All this will require a lot of electricity. According to Pangoal, a Chinese policy think-tank, data centre power consumption will continue to see big increases during the 15th Five Year Plan period (2026-2030). It estimates a maximum consumption of 600 terawatt-hours, or 5-6% of all national generation, in 2030. China is already responding, for example by requiring data centres powering AI to use green electricity for at least 80% of their consumption. Some provinces, such as Shandong, are using AI technology to optimise their power grids.

Anders Hove says China’s data centres may need to make more use of renewable energy, but a lack of grid flexibility is the key issue. “Currently, guidance is that monthly and annual contracts should dominate nascent power markets and transmission scheduling, which leads to inflexibility, and AI and smart grids can’t change that.”

Other issues

The most important task for the next five years is hitting the 2030 peak carbon goal. The provincial plans only give an indication of what’s happening with carbon emissions – specific policies at the industry and province level will come later.

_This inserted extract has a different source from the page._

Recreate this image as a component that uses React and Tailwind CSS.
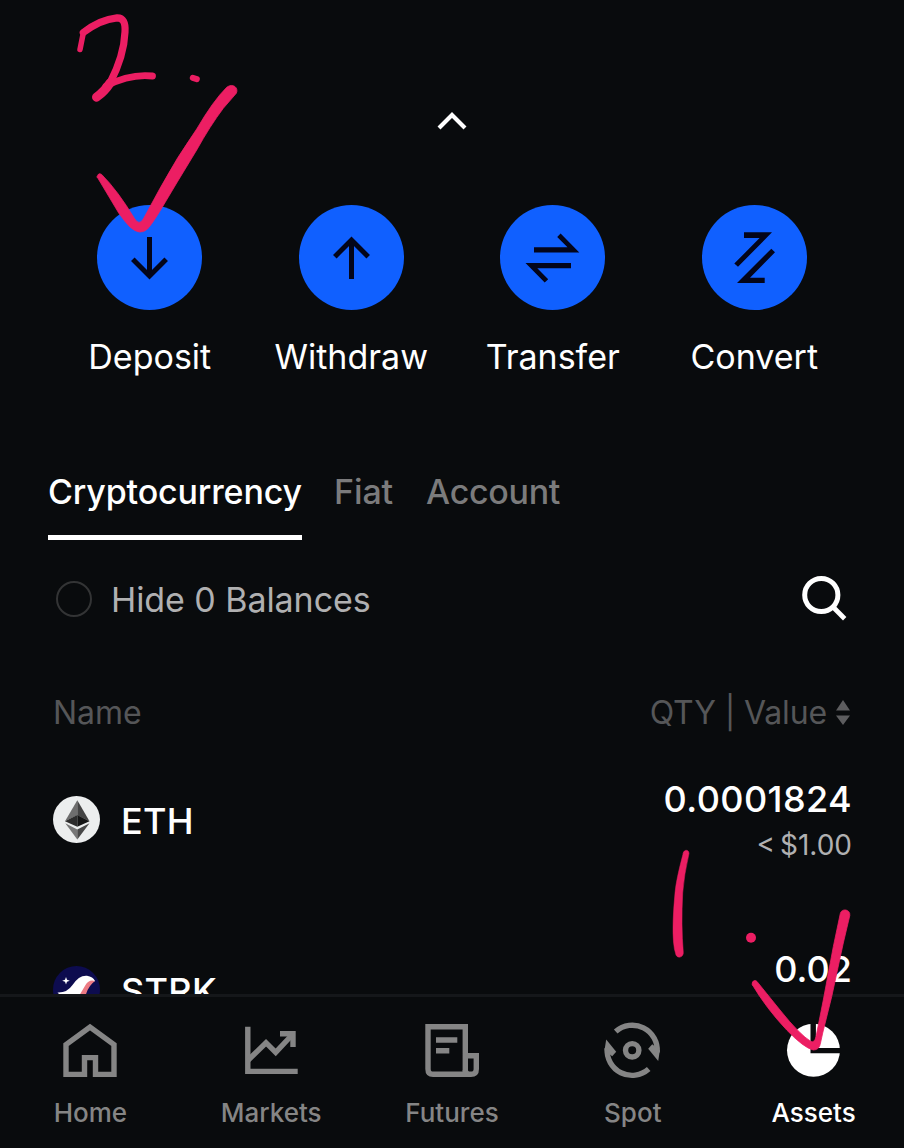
import React from "react";

const ActionIcon = ({ children }) => (
  <svg viewBox="0 0 105 105" className="w-[105px] h-[105px] rounded-full bg-[#1060ff]" fill="#03051a" stroke="none">
    {children}
  </svg>
);

const actions = [
  {
    label: "Deposit",
    icon: <path d="M52.5 32V72M35.8 54.3L52.5 71L69.2 54.3" fill="none" stroke="#03051a" strokeWidth="5" />,
  },
  {
    label: "Withdraw",
    icon: <path d="M52.5 74V34M35.8 51.7L52.5 35L69.2 51.7" fill="none" stroke="#03051a" strokeWidth="5" />,
  },
  {
    label: "Transfer",
    icon: (
      <>
        <path d="M34 42.3V47.5H79.3L60.6 28.6L57.2 32L67.5 42.3Z" />
        <path d="M71 58V63.3H37.3L48.2 74.3L44.7 77.5L25.5 58Z" />
      </>
    ),
  },
  {
    label: "Convert",
    icon: (
      <>
        <path d="M42 27.3H70L36 61.8L32.3 58.6L57.6 33H42Z" />
        <path d="M69.3 43.7L73 47.3L48 72.7H62.7V78H35Z" />
      </>
    ),
  },
];

const navItems = [
  {
    label: "Home",
    icon: <path d="M6 24.7L30 7L54 24.7V54.4H35.5V37.6H24.5V54.4H6Z" />,
  },
  {
    label: "Markets",
    icon: (
      <>
        <path d="M6.8 6.7V51.4H56.7" />
        <path d="M7.3 40L25 22.7L34.7 32.3L51 15" />
        <path d="M39 13.7H52V27" />
      </>
    ),
  },
  {
    label: "Futures",
    icon: (
      <>
        <path d="M43.3 54.3V6.7H6V49Q6 54.3 11 54.3H49Q54.3 54.3 54.3 49V35.7H43.3" />
        <path d="M43.3 50Q43.3 54.3 47 54.3" />
        <path d="M14 20H35.3M14 30.7H27.3" />
      </>
    ),
  },
  {
    label: "Spot",
    icon: (
      <g transform="translate(29.2 30.3)">
        <circle r="6.7" />
        <path d="M-16.5 -18.8A25 25 0 0 1 25 2" />
        <path d="M20 -6L16 -1.5L26 10.7L27.7 0Z" fill="currentColor" stroke="none" />
        <g transform="rotate(180)">
          <path d="M-16.5 -18.8A25 25 0 0 1 25 2" />
          <path d="M20 -6L16 -1.5L26 10.7L27.7 0Z" fill="currentColor" stroke="none" />
        </g>
      </g>
    ),
  },
  {
    label: "Assets",
    active: true,
    icon: (
      <>
        <circle cx="29.5" cy="30.3" r="26.5" fill="currentColor" stroke="none" />
        <path d="M29.2 3V30.6M26.5 30.6H58" stroke="#090b0d" strokeWidth="5.4" />
      </>
    ),
  },
];

const EthIcon = () => (
  <svg viewBox="0 0 47 47" className="w-[47px] h-[47px] -mt-[3px]">
    <circle cx="23.5" cy="23.5" r="23.5" fill="#eceeee" />
    <path d="M24.3 4.3L12 25.3L24.3 19.3Z" fill="#6e6e6e" />
    <path d="M24.3 4.3L36.5 25.3L24.3 19.3Z" fill="#444" />
    <path d="M12 25.3L24.3 19V30.8Z" fill="#2c2c2c" />
    <path d="M36.5 25.3L24.3 19V30.8Z" fill="#151515" />
    <path d="M12.3 27.2L24.3 33.6V43.5Z" fill="#777" />
    <path d="M36.5 27.2L24.3 33.6V43.5Z" fill="#484848" />
  </svg>
);

const StrkIcon = () => (
  <svg viewBox="0 0 47 47" className="w-[47px] h-[47px] -mt-[3px]">
    <circle cx="23.5" cy="23.5" r="23.5" fill="#0d0c4f" />
    <path d="M13 11L14 13.7L16.8 14.7L14 15.7L13 18.5L12 15.7L9.2 14.7L12 13.7Z" fill="#fff" />
    <path d="M4.5 26.5Q14 27 19.5 19Q26 9 34 9.7Q40 10.500 42 15L34 19L28 30H8Z" fill="#fff" />
    <path d="M42 15Q36 13 32.500 19L26 30H32.500Q35 20 42 15Z" fill="#ec7a83" />
  </svg>
);

// hand drawn marks that sit on top of the screen
const Marks = () => (
  <svg
    viewBox="0 0 904 1148"
    className="absolute inset-0 w-[904px] h-[1148px] pointer-events-none"
    fill="#ec1e63"
    stroke="#ec1e63"
    strokeWidth="0"
    strokeLinecap="round"
    strokeLinejoin="round"
  >
    <path d="M80 49.5L83.3 33" fill="none" strokeWidth="5.5" />
    <path d="M83.3 32.5Q100 19.5 117 17.8Q126 17.5 125 32Q124 56 110 83" fill="none" strokeWidth="7.2" />
    <path d="M110 83Q105 91 96.5 97.2" fill="none" strokeWidth="9" />
    <path d="M106 86Q130 73.5 152.5 76" fill="none" strokeWidth="6.8" />
    <path d="M192.8 77.8L196.8 79.2" fill="none" strokeWidth="6" />
    <path d="M97.2 177L118.7 213Q125 222 130 227Q140 236 147.5 229Q152 224 160 211L176.7 183L196.7 150Q210 126 223.3 108.3L236.3 93.3C239 88 233 82.5 226.7 87.3Q213 101 196.7 129Q177 157 160 188.3L143.3 219Q139 226 134.5 218.5Q118 191 101.7 174.5Q98 172 97.2 177Z" strokeWidth="0.8" />
    <path d="M683.3 853Q676 880 675 893Q672 925 673.5 942Q674 949 676 955C678 959 683.5 957 683.3 952.5Q681 925 682.7 893Q684 875 689 853.5C689 849.5 684 849 683.3 853Z" strokeWidth="0.5" />
    <circle cx="751" cy="937.7" r="5" />
    <path d="M752.5 985Q766 1008 786.7 1030Q804 1048 813.3 1050Q819.5 1050 820.5 1043L822.7 1033L831.7 996.7L843.3 943L849.8 915.5C850.5 909 841.5 908 840.3 913.5L833.3 946.7L823.3 1000L816 1036.7Q814.5 1043 811 1041.5Q800 1035 780 1010L757 981.5C754.5 979 751 982 752.5 985Z" strokeWidth="0.8" />
  </svg>
);

const App = () => {
  return (
    <div className="relative flex flex-col w-[904px] h-[1148px] overflow-hidden bg-[#090b0d] text-white font-['Inter',sans-serif]">
      <main className="flex flex-col h-[994px] overflow-hidden">
        <div className="flex justify-center pt-[109px]">
          <svg viewBox="0 0 32 24" className="w-8 h-6" fill="none" stroke="#fff" strokeWidth="4.2">
            <path d="M3 19L16 6L29 19" />
          </svg>
        </div>

        <section className="grid grid-cols-4 px-[49px] mt-[72px]">
          {actions.map((item) => (
            <button key={item.label} className="flex flex-col items-center">
              <ActionIcon>{item.icon}</ActionIcon>
              <span className="mt-[25px] text-[34px] leading-[44px] whitespace-nowrap">{item.label}</span>
            </button>
          ))}
        </section>

        <div className="flex gap-[33px] pl-12 mt-[91px] text-[34px] leading-[44px] font-medium text-[#7b7b7c]">
          <button className="h-[70px] w-[254px] pb-[21px] border-b-5 border-white text-white whitespace-nowrap tracking-[-0.15px]">Cryptocurrency</button>
          <button className="h-[70px] pb-[26px] -ml-px tracking-[-0.1px]">Fiat</button>
          <button className="h-[70px] pb-[26px] tracking-[-0.3px]">Account</button>
        </div>

        <div className="flex items-center justify-between h-[48px] pl-14 pr-[54px] mt-[35px]">
          <label className="flex items-center gap-[19px]">
            <span className="w-9 h-9 rounded-full border-2 border-[#333435]" />
            <span className="text-[34px] leading-[44px] text-[#b0b0b1] pt-[2px] tracking-[-0.07px]">Hide 0 Balances</span>
          </label>
          <svg viewBox="0 0 48 48" className="w-12 h-12" fill="none" stroke="#fff">
            <circle cx="19.3" cy="20" r="16.6" strokeWidth="5" />
            <path d="M31.3 32.3L42.7 43.7" strokeWidth="4.8" />
          </svg>
        </div>

        <div className="flex items-center justify-between h-11 pl-[53px] pr-[53px] mt-[68px] text-[32px] leading-[44px] text-[#555658]">
          <span>Name</span>
          <span className="flex items-center gap-2 tracking-[-0.15px]">
            QTY | Value
            <svg viewBox="0 0 16 28" className="w-4 h-7" fill="#5d5d5f">
              <path d="M8 1L15 11.5H1ZM1 16.5H15L8 26Z" />
            </svg>
          </span>
        </div>

        <div className="flex justify-between h-[170px] pl-[53px] pr-[52px] pt-[42px] shrink-0">
          <div className="flex items-center gap-[21px] h-[88px]">
            <EthIcon />
            <span className="text-[36px] leading-[44px] font-medium tracking-[0.3px]">ETH</span>
          </div>
          <div className="flex flex-col items-end">
            <span className="text-[36px] leading-[44px] font-medium tracking-[0.4px]">0.0001824</span>
            <span className="text-[28px] leading-[48px] text-[#b0b0b1] [word-spacing:-3px]">&lt; $1.00</span>
          </div>
        </div>

        <div className="flex justify-between h-[170px] pl-[53px] pr-[52px] pt-[42px] shrink-0">
          <div className="flex items-center gap-[21px] h-[88px]">
            <StrkIcon />
            <span className="text-[36px] leading-[44px] font-medium tracking-[0.3px]">STRK</span>
          </div>
          <span className="text-[36px] leading-[44px] font-medium">0.02</span>
        </div>
      </main>

      <nav className="grid grid-cols-5 h-[154px] border-t-3 border-[#15171a] pt-[23px]">
        {navItems.map((item) => (
          <button key={item.label} className={`flex flex-col items-center ${item.active ? "text-white" : "text-[#858585]"}`}>
            <svg viewBox="0 0 60 60" className="w-[60px] h-[60px]" fill="none" stroke="currentColor" strokeWidth="5.4">
              {item.icon}
            </svg>
            <span className="mt-4 text-[26px] leading-[34px] font-medium">{item.label}</span>
          </button>
        ))}
      </nav>

      <Marks />
    </div>
  );
};

export default App;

Hu Min thinks provincial governments may already have been given specific emission cap targets by Beijing. But he thinks these won’t be made public because the State Council had earlier said the focus of the next five years will be on carbon intensity (emissions per unit of GDP). It will therefore be necessary to look at provincial emissions-reduction and energy-saving plans, and how those are implemented, she says.

Anders Hove thinks changes in market signals are more worthy of attention: “Just looking at government plans may not give enough insight into the future developments in the sector, especially when these are driven by the market, technology cost improvement (renewables, batteries, EVs), or when the government at local or central levels make ad hoc adjustments”.